Normal aging also may bring decline in vision and hearing abilities. A senior who has difficulty with seeing or hearing may also have resulting difficulty in learning information. This may appear as cognitive decline when it is in fact not. Whenever possible, the use of hearing aids or glasses should remedy these difficulties.

Mild Cognitive Impairment

Mild cognitive impairment (MCI) is progressive memory loss or processing that generally happens after age 50 and is beyond what is expected with normal age-related cognitive decline.

However, MCI does not meet the list of criteria needed for a specific dementia diagnosis. A senior who has mild cognitive impairment may show signs of memory deficits that are more than expected for her age or education level while other cognitive functioning remains normal.
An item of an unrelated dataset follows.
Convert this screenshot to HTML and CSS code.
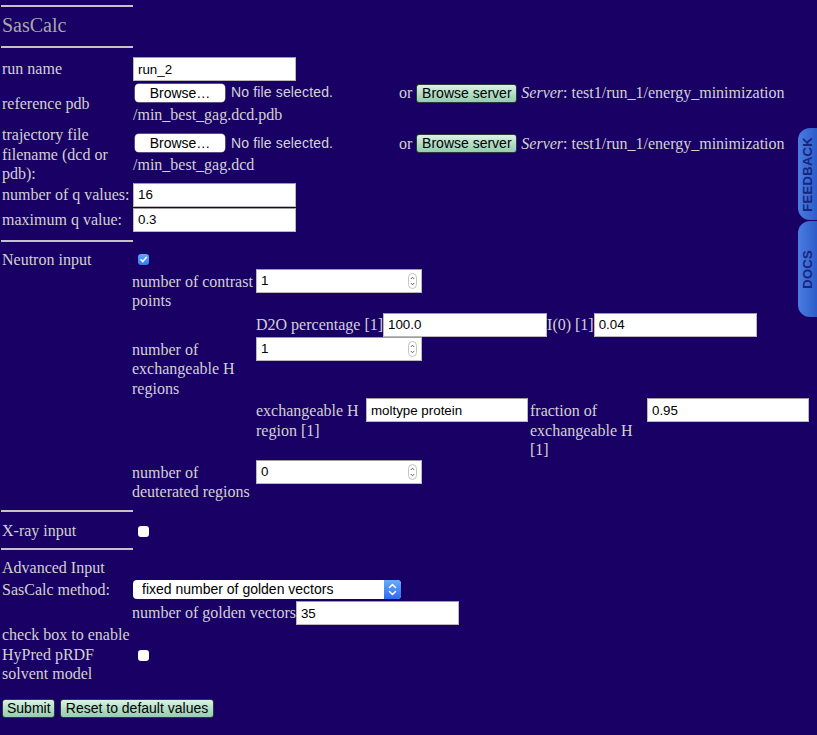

Also, generally, activities of daily living are completed independently and in normal fashion. Sometimes MCI is a term used in the medical field when no specific dementia diagnosis has been rendered, but symptoms have become much more distinctly obvious to family members.

Listening and Dementia

Do you remember a time when you were trained to practice "active" listening rather than "passive" listening? Active listening is not only beneficial in the professional work environment, but also plays an important role in communicating with those with dementia.

Listening begins with silence. Focus on what they are telling you and do not interrupt. Paraphrasing or repeating back what the person has said to you, even if it doesn't make sense, shows that you have heard what they are telling you. The goal is to show that you care and respect what they have to say.

It also may help you to understand their point of reference. It is common to feel the need to argue or to provide correction when what is said does not make sense. People with dementia often get facts wrong or remember events incorrectly. It is okay.

There is no reason to insist upon being right. Step in to the other person's world and honor their memory no matter if it is their own creation. Who knows, maybe their version is more interesting!